Don't forget your stick, lieutenant.
My evaluation, therefore, largely comes to this: the "Civil War" storyline should not have been the storyline of "Captain America 3". The fact that it's a Captain America film means that it's going to be a sequel to The Winter Soldier, but they're trying to make it a sequel to Age of Ultron as well. The problem with this is that they have to merge the "Captain America" plot with the "Avengers" plot, and as a result they get one weak plot when they could have chosen one of these two storylines and had one strong plot. This is a film that, in my opinion, was actually weaker than the sum of its parts. In some respects, this is the same frustration I had with The Winter Soldier, in that it tried to make a personal story for Cap and a wider story for the "Marvel Cinematic Universe" as a whole into catalysts for each other to the enfeeblement of both. Iron Man and Thor, by contrast, have had multiple films that add to the "Cinematic Universe" plot while to a reasonable extent standing on their own. For whatever reason, Cap is not afforded this luxury, his films being expected to pull double duty as a Universe-progressing event as well. This means that as a "Marvel Cinematic Universe" film its main weaknesses are the fact that Cap's friendship with Iron Man has never been sufficiently well-realised for their conflict to have enough impact and the fact that the need to focus on Cap and Bucky's storyline means that the "Accords" storyline is contrived and weak. By contrast, as a "Captain America trilogy" film its weakness comes from the fact that it barely qualifies as a Captain America-specific outing at all; his last film had the unnecessary presences of Black Widow and Nick Fury, while this one is burdened with every other hero under the sun. At times it actually feels like a Captain America-Iron Man double bill rather than Cap's own film, and at times it actually feels like Iron Man, not Cap, is the main character, and as a Cap fan this pissed me off.
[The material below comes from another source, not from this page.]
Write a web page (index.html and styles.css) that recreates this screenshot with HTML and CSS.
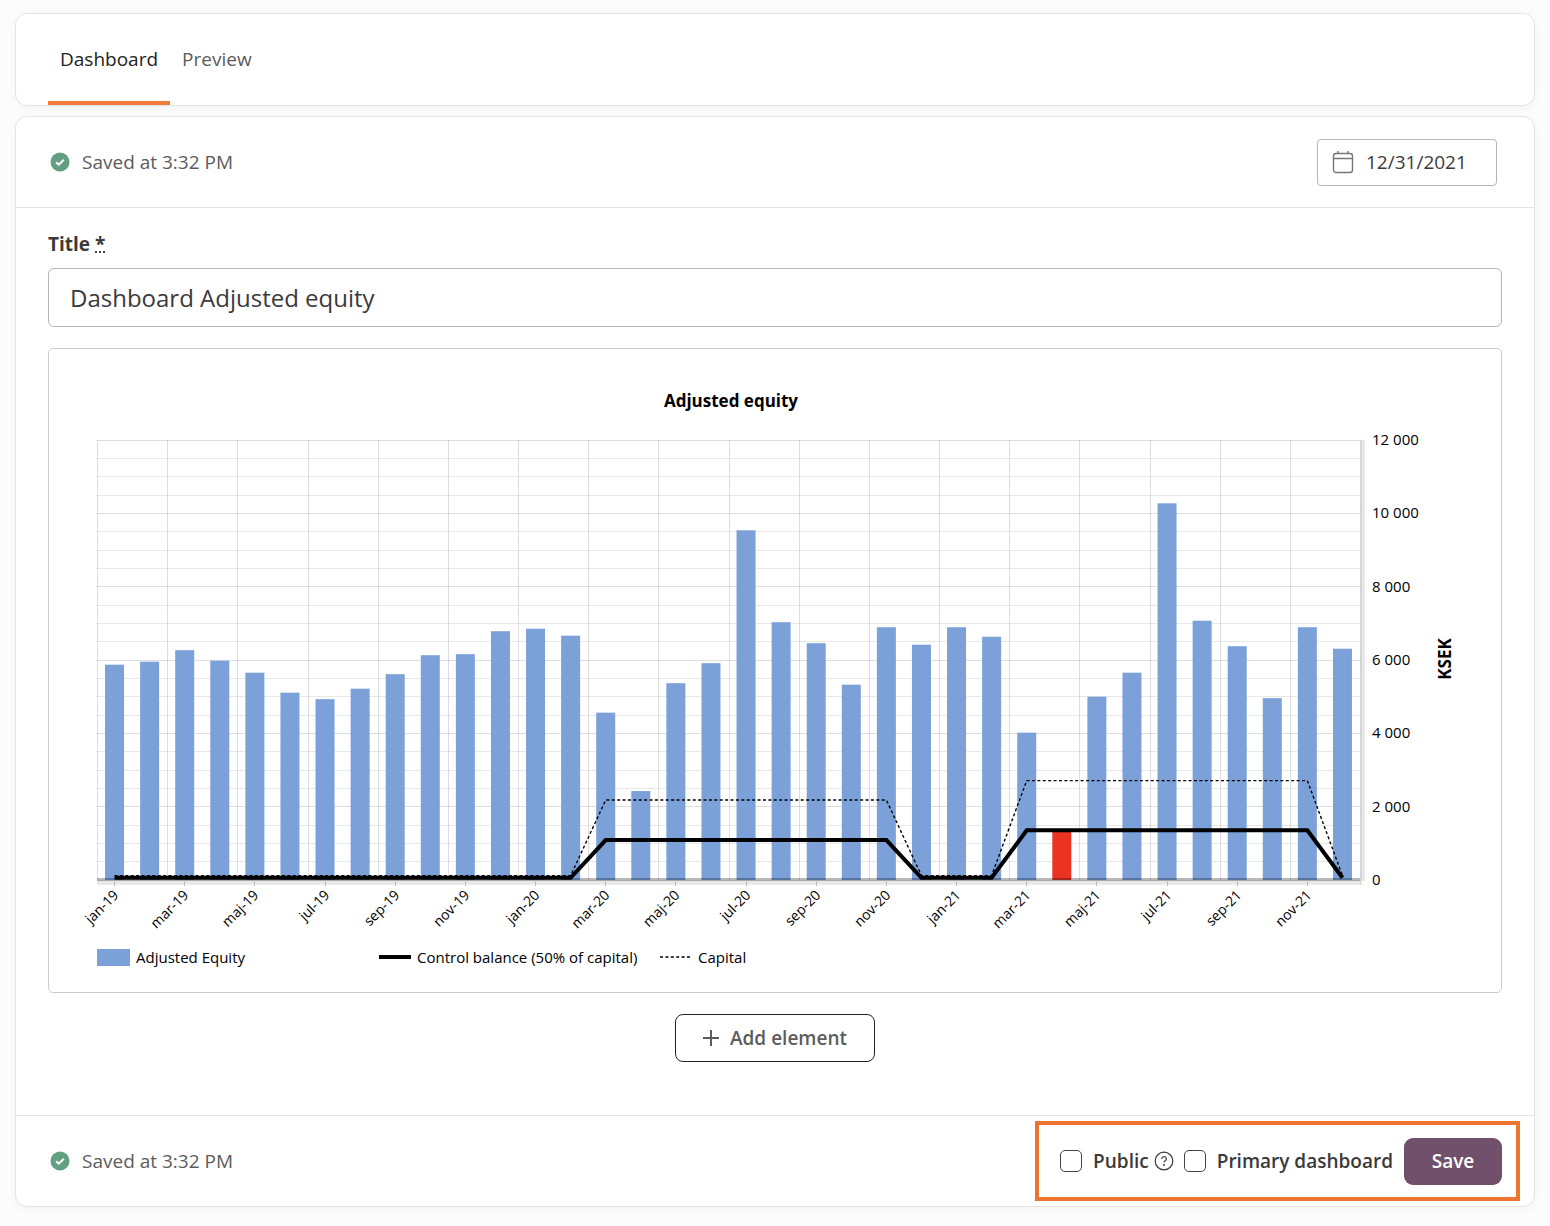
FILE: index.html
```
<!DOCTYPE html>
<html lang="en">

<head>
    <meta charset="UTF-8">
    <meta name="viewport" content="width=device-width, initial-scale=1.0">
    <title>Dashboard Adjusted equity</title>
    <link rel="stylesheet" href="styles.css">
</head>

<body>
    <nav class="card tabs">
        <a class="tab active" href="#dashboard">Dashboard</a>
        <a class="tab" href="#preview">Preview</a>
    </nav>

    <form class="card" id="dashboard" onsubmit="return false">
        <header class="bar bar-top">
            <div class="saved">
                <svg class="check" viewBox="0 0 20 20">
                    <circle cx="10" cy="10" r="9.5" />
                    <path d="M6.2 10.2l2.6 2.5 5-5" />
                </svg>
                Saved at 3:32 PM
            </div>
            <div class="date">
                <svg class="calendar" viewBox="0 0 22 24">
                    <rect x="1.5" y="3.5" width="19" height="19" rx="2.5" />
                    <path d="M1.5 8.5h19M6 1v3M16 1v3" />
                </svg>
                <input type="text" value="12/31/2021" aria-label="Date">
            </div>
        </header>

        <div class="content">
            <label class="label" for="title">Title <abbr title="required">*</abbr></label>
            <input class="title" id="title" type="text" value="Dashboard Adjusted equity">

            <div class="chart">
                <svg id="chart" viewBox="0 0 1452 643">
                    <text class="chart-title" x="682" y="58">Adjusted equity</text>
                    <g id="grid"></g>
                    <g id="bars"></g>
                    <g id="axes"></g>
                    <g id="lines"></g>
                    <g id="labels"></g>
                    <text class="unit" transform="translate(1402 310) rotate(-90)">KSEK</text>
                    <g class="legend">
                        <rect class="bar-blue" x="48" y="600" width="33" height="17" />
                        <text x="87" y="614">Adjusted Equity</text>
                        <path class="control" d="M330 608h32" />
                        <text x="368" y="614">Control balance (50% of capital)</text>
                        <path class="capital" d="M611 608h30" />
                        <text x="649" y="614">Capital</text>
                    </g>
                </svg>
            </div>

            <button class="add" type="button">
                <svg class="plus" viewBox="0 0 16 16">
                    <path d="M8 0v16M0 8h16" />
                </svg>
                Add element
            </button>
        </div>

        <footer class="bar bar-bottom">
            <div class="saved">
                <svg class="check" viewBox="0 0 20 20">
                    <circle cx="10" cy="10" r="9.5" />
                    <path d="M6.2 10.2l2.6 2.5 5-5" />
                </svg>
                Saved at 3:32 PM
            </div>
            <div class="actions">
                <input type="checkbox" id="public">
                <label for="public">Public</label>
                <svg class="help" viewBox="0 0 20 20">
                    <circle cx="10" cy="10" r="8.8" />
                    <path d="M7.6 8a2.4 2.2 0 1 1 3.6 1.8c-.8.5-1.2.8-1.2 1.7" />
                    <circle class="dot" cx="10" cy="14" r="1" />
                </svg>
                <input type="checkbox" id="primary">
                <label for="primary">Primary dashboard</label>
                <button class="save" type="submit">Save</button>
            </div>
        </footer>
    </form>
    <script src="script.js"></script>
</body>

</html>
```
FILE: styles.css
```
* {
    box-sizing: border-box;
}

body {
    margin: 0;
    padding: 13px 15px 19px;
    background-color: #fcfcfc;
    color: #3a3a3a;
    font-family: "Open Sans", "Noto Sans", sans-serif;
    font-size: 19px;
    line-height: 24px;
}

input,
button {
    font: inherit;
    color: inherit;
}

svg {
    display: block;
    fill: none;
    stroke: currentColor;
}

.card {
    background-color: white;
    border: 1px solid #e4e4e4;
    border-radius: 12px;
    box-shadow: 0 2px 10px rgba(0, 0, 0, 0.04);
}

/* tabs */

.tabs {
    display: flex;
    height: 93px;
    margin-bottom: 10px;
    padding: 0 32px;
}

.tab {
    display: flex;
    align-items: center;
    padding: 2px 12px 0;
    border-bottom: 4px solid transparent;
    color: #5c5c5c;
    text-decoration: none;
}

.tab.active {
    color: #222;
    border-color: #f07b3a;
}

/* top and bottom bars */

.bar {
    display: flex;
    align-items: center;
    justify-content: space-between;
    height: 91px;
    padding-left: 34px;
}

.bar-top {
    padding-right: 37px;
    border-bottom: 1px solid #e4e4e4;
}

.bar-bottom {
    padding-right: 14px;
    border-top: 1px solid #e4e4e4;
}

.saved {
    display: flex;
    align-items: center;
    gap: 12px;
    color: #5c5c5c;
}

.check {
    width: 20px;
    height: 20px;
    stroke: white;
    stroke-width: 2;
}

.check circle {
    fill: #63a082;
    stroke: none;
}

.date {
    display: flex;
    align-items: center;
    gap: 12px;
    width: 180px;
    height: 47px;
    padding: 0 14px;
    border: 1px solid #b5b5b5;
    border-radius: 4px;
}

.calendar {
    flex: none;
    width: 22px;
    height: 24px;
    color: #777;
    stroke-width: 1.4;
}

.date input {
    width: 100%;
    padding: 0;
    border: 0;
    background: none;
}

/* form */

.content {
    padding: 24px 32px 53px;
}

.label {
    display: block;
    font-weight: 700;
}

.title {
    width: 100%;
    height: 59px;
    margin-top: 12px;
    padding: 0 21px;
    border: 1px solid #b5b5b5;
    border-radius: 6px;
    background-color: white;
    font-size: 24px;
}

.chart {
    margin: 21px 0;
    border: 1px solid #ccc;
    border-radius: 5px;
}

.add {
    display: flex;
    align-items: center;
    justify-content: center;
    gap: 11px;
    width: 200px;
    height: 48px;
    margin: 0 auto;
    border: 1px solid #222;
    border-radius: 8px;
    background-color: white;
    color: #5c5c5c;
    font-weight: 600;
}

.plus {
    width: 16px;
    height: 16px;
    stroke-width: 2;
}

/* chart */

#chart {
    width: 100%;
    height: auto;
}

#chart text {
    fill: black;
    stroke: none;
    font-size: 15px;
}

#chart .month {
    font-size: 14px;
    text-anchor: end;
}

#chart .chart-title {
    font-size: 17px;
    font-weight: 700;
    text-anchor: middle;
}

#chart .unit {
    font-size: 17px;
    font-weight: 700;
    text-anchor: middle;
}

#grid {
    stroke: rgba(0, 0, 0, 0.09);
}

#grid .strong {
    stroke: rgba(0, 0, 0, 0.13);
}

.bar-blue {
    fill: #7ba1d8;
    stroke: none;
}

.bar-red {
    fill: #ea3323;
    stroke: none;
}

.axis {
    fill: #e8e8e8;
    stroke: none;
}

.axis-line {
    fill: rgba(0, 0, 0, 0.28);
    stroke: none;
}

.axis-side {
    fill: rgba(0, 0, 0, 0.08);
    stroke: none;
}

.tick {
    stroke: #bbb;
}

.control {
    stroke: black;
    stroke-width: 4;
}

.capital {
    stroke: black;
    stroke-width: 1.4;
    stroke-dasharray: 3 2.4;
}

/* actions */

.actions {
    display: flex;
    align-items: center;
    height: 80px;
    padding: 0 14px 0 21px;
    border: 4px solid #ee752f;
    font-weight: 600;
}

.actions input {
    appearance: none;
    width: 22px;
    height: 22px;
    margin: 0 11px 0 0;
    border: 1px solid #444;
    border-radius: 5px;
    background-color: white;
}

.actions input:checked {
    background-color: #70506a;
}

.help {
    width: 20px;
    height: 20px;
    margin: 0 10px 0 5px;
    stroke-width: 1.2;
}

.help .dot {
    fill: currentColor;
    stroke: none;
}

.save {
    width: 98px;
    height: 47px;
    margin-left: 11px;
    border: 0;
    border-radius: 9px;
    background-color: #70506a;
    color: white;
}
```
FILE: script.js
```
var equity = [5872, 5954, 6268, 5981, 5654, 5109, 4932, 5218, 5614, 6131, 6159, 6785,
    6853, 6663, 4564, 2425, 5368, 5913, 9538, 7031, 6458, 5327, 6894, 6417,
    6894, 6635, 4019, 1335, 5000, 5654, 10273, 7071, 6377, 4960, 6894, 6308];
var months = ["jan", "mar", "maj", "jul", "sep", "nov"];

// plot area inside the svg
var left = 48, right = 1311, top0 = 91, bottom = 531;
var step = (right - left) / equity.length;

function y(value) {
    return bottom - value * (bottom - top0) / 12000;
}

function center(i) {
    return left + step * (i + 0.5);
}

// share capital per month, control balance is half of it
function capital(i) {
    if (i >= 14 && i <= 22) return 2180;
    if (i >= 26 && i <= 34) return 2710;
    return 120;
}

function add(parent, tag, attrs, text) {
    var el = document.createElementNS("http://www.w3.org/2000/svg", tag);
    for (var key in attrs) el.setAttribute(key, attrs[key]);
    if (text) el.textContent = text;
    document.getElementById(parent).appendChild(el);
}

// grid
for (var v = 500; v <= 12000; v += 500) {
    add("grid", "path", {
        d: "M" + left + " " + (Math.floor(y(v)) + 0.5) + "H" + right,
        class: v % 2000 == 0 ? "strong" : ""
    });
}
for (var i = 0; i <= equity.length; i += 2) {
    add("grid", "path", {
        d: "M" + (Math.round(left + step * i) + 0.5) + " " + top0 + "V" + bottom,
        class: "strong"
    });
}

// bars, red when the equity is below the control balance
equity.forEach(function (value, i) {
    add("bars", "rect", {
        x: center(i) - 9.5, y: y(value), width: 19, height: bottom - y(value),
        class: value < capital(i) / 2 ? "bar-red" : "bar-blue"
    });
});

// axes
add("axes", "rect", { x: left, y: bottom, width: right - left + 1, height: 5, class: "axis" });
add("axes", "rect", { x: right, y: top0, width: 5, height: bottom - top0 + 1, class: "axis" });
add("axes", "rect", { x: left, y: bottom - 2, width: right - left, height: 3, class: "axis-line" });
add("axes", "rect", { x: right, y: top0, width: 2, height: bottom - top0 + 5, class: "axis-side" });

// lines
var controlPath = "", capitalPath = "";
equity.forEach(function (value, i) {
    var cmd = i == 0 ? "M" : "L";
    controlPath += cmd + center(i) + " " + y(capital(i) / 2);
    capitalPath += cmd + center(i) + " " + y(capital(i));
});
add("lines", "path", { d: controlPath, class: "control" });
add("lines", "path", { d: capitalPath, class: "capital" });

// labels
for (var i = 0; i < equity.length; i += 2) {
    var x = Math.floor(center(i)) + 0.5;
    add("axes", "path", { d: "M" + x + " " + bottom + "v6", class: "tick" });
    add("labels", "text", {
        transform: "translate(" + (x + 5) + " 547) rotate(-45)",
        class: "month"
    }, months[i / 2 % 6] + "-" + (19 + Math.floor(i / 12)));
}
for (var v = 0; v <= 12000; v += 2000) {
    add("labels", "text", { x: 1323, y: y(v) + 5 }, v ? v / 1000 + " 000" : "0");
}
```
It only has a flag inside.
It strikes me that the Russo brothers don't really know what to do with Cap or don't find him to be a particularly interesting character, and have basically been using Cap's films as Avengers-lite (or in this case, Avengers-rather-heavy) as ensemble piece show reels to get the Avengers 3 gig. Rather than bothering to explore Cap and what he means and stands for in any particular detail, they'd rather just make quasi-thrillers which happen to, perhaps begrudgingly, feature Captain America as the protagonist. This obviously takes inspiration from Ed Brubaker's run on the Captain America comics, which took a spy-fi approach to the character, but Brubaker simultaneously confined his story largely to Cap's core supporting cast, Falcon, Sharon and to an extent Nick Fury, with only cameo appearances by Black Widow, Iron Man and the like, while also revelling in the rich history of the character and the idea that if we could have a hero from the past who was a man out of time, the evils of the past might disturbingly survive into the present day as well (usually in the form of surprisingly longeval Nazi supervillains or their descendants). There was talk shortly after The Winter Soldier that the third film would feature the insane impostor Captain America, the racist McCarthyist who made the Cap identity look like that of a reactionary paranoiac, but obviously this never came to fruition. This would have been a great way to explore Cap's identity, perhaps with Chris Evans portraying both Steve Rogers and the deluded William Burnside, but I'm sure the idea would have been too politically charged for Disney. Thus I think there are several factors for why I was personally unsatisfied by the film. Firstly, it's too focused on Iron Man: it's his emotional state, and rather little to do with Cap, that drives the conflict of the film and the final drama, and furthermore Cap's beliefs and opinions are given shockingly little attention considering that he's notionally the protagonist. Secondly, it's too much like "Avengers Two and a Half" and it feels too much like something slapped together to check executive boxes: tie heavily into the wider universe as audiences like that; now that we've got him, have lots of Robert Downey Jr., because audiences like that; have very little weighty political content, as audiences prefer not to be challenged.
"Don't make me push you down the stairs again, Tony."
If they'd gone down the route that seemed to be proposed early in marketing, in which Iron Man was actually the villain of the film, trying to hunt down a persecuted Cap who was only trying to do the right thing, it might have been a more effective "Captain America" film, but as it is it just feels like a heated debate over a rather trivial philosophical point with punching thrown in. Zemo's method is ultimately fairly compelling; I only felt that his motivations could have been more interesting. Also, despite the more effective aspects of Zemo's realisation in this, the Cap fan in me would also have dearly loved to have seen him with a purple sock over his head and furry shoulder cuffs, fighting Cap with a sword. All in all, Captain America: Civil War has its strengths but I believe it's let down by some shortcomings I simply can't overlook. It is, however, probably better than The Winter Soldier in that the action scenes are less repetitive and the portrayal of, ironically, the Winter Soldier himself is more interesting. As a viewer of the "Marvel Cinematic Universe" I found it to be better than Age of Ultron but more or less as average as most of the stuff they've been releasing for the last few years. As a Captain America fan in particular I found it deeply unsatisfying, but I fear that, absurdly, Captain America fans are not the target audience of Marvel's Captain America films. My knowledge of the character's very long published history is not comprehensive, but if you want some entertaining eras deriving from my own knowledge, I would recommend Brubaker's run, naturally, especially the first 50 issues or so, and Cap's outings in the early 70s.